Monday, 8 July 2013


Grassmere from Loughrigg
A little time has passed since the last time and the breeding season is slowly ebbing away, with many birds busily feeding young, as the Great Crested Grebes are at Sefton Park (a job that became a little easier after a Lesser Black Backed Gull took a chick), the chick can be seen riding on females back and sometimes the males, hopefully the Little Grebes may successfully raise a brood late in the season as they did last year. The lone adult Great Crested Grebe still shows very well from the South-end of the main lake and the Mute Swan family was reduced to the adults and two chicks at Sefton after a series of dog attacks, on the positive side many pairs of Nuthatch have reared young, as have Stock Doves near to the Palm House. Huge numbers of Common Blue Damselfly can be seen over the surface of the main lake and two male Black-Tailed Skimmers have frequented the lake edges recently, with a pair of Emperor Dragonfly on the first raised lake; proving that the ecological wealth of the parks habitats is certainly increasing. Sparrowhawks and Common Buzzards can be seen spiralling above Sefton Park and surrounding areas, and certainly must be breeding locally. In the Cricket Club wood Foxes are regular and a family of Great Spotted Woodpeckers have been feeding. The river flowing from the large roadside cave has developed into a wonderful habitat; with Reeds, Yellow Flag Iris, and Purple Loosetrife flanking the water edges; last week I was startled when a Lesser Black Backed Gull dived Osprey like into the river and emerged with a Rat, these birds truly are the top avian predators in the area!

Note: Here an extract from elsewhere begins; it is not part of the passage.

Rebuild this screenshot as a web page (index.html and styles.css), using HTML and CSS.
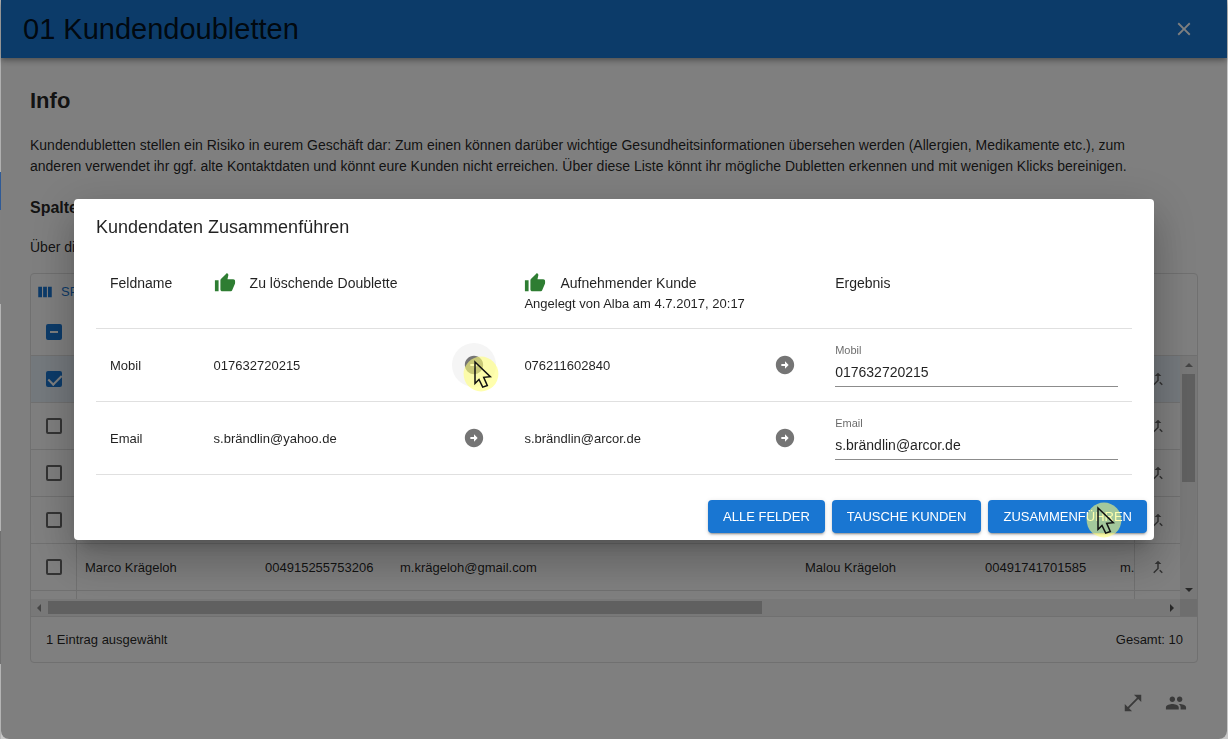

Great Crested Grebes - Sefton Park
In Greenbank park a family party of three Ring Necked Parakeets (which had not bred in the park)regularly fed in the park, with the adults successfully nesting in lakeside trees and rearing a second brood, which fledged today; noisily screeching around the North-end of the lake attracting attention off local Magpies. Three Mute Swans still use the lake but will not breed this year and a Cormorant and two Grey Herons feed on the lake during the early mornings. In the evenings Pipistrelles can be seen hunting the area, especially around the Greenbank Lane entrance area. The Honey Garlic clump has increased this year with 15 flower spikes this season.
Great Crested Grebes - Sefton Park
In Clarkes Gardens and Eric Hardy Nature reserve on Friday 3 Common Buzzards could be seen together with 2 Bullfinches, Siskin, 3 Chiff Chaffs, Blackcap, Willow Warbler, and Nuthatch, and in Hope University I could hear a Skylark singing distantly, probably coming from Childwall Fields NR.
Roe Deer - Waterhead Marsh
Recently I was walking in the Lake District near Ambleside and as we approached Ambleside in the car near Ambleside Rugby Club I was lucky enough to glance up as a Golden Eagle was being mobbed by a flock of Crows, my eldest boy Dylan (5) managed to get a better view than me as I had to glance at the road from time to time! Fantastic sighting albeit brief as it drifted off towards Under Loughrig and Rydal. I don't know were the bird originates from as the male bird at Haweswater usually stays close to its territory at this time of year, however I have seen the odd Golden Eagle in various places around the Lakes during the summer, their is still hope of the Haweswater bird finding another mate. In the Loughrigg/Rydall Water areas I found 3 Cuckoos, 5 Redstarts, Spotted Flycatcher, 2 Pied Flycatcher, 3 Wood Warblers, 10+ Tree Pipits, Common Buzzard, and best of all a male Goshawk. Walking along the River Rothay and Brathay leading to Waterhead Marsh a pair of Kingfishers were nesting in the riverside embankment, a female Goosander fed young on the fast flowing river, a Yellow Wagtail flew over, and signs of Otters could be found along the riversides.  fantastic area that I have been visiting for twenty years now and one that I will come back to year upon year.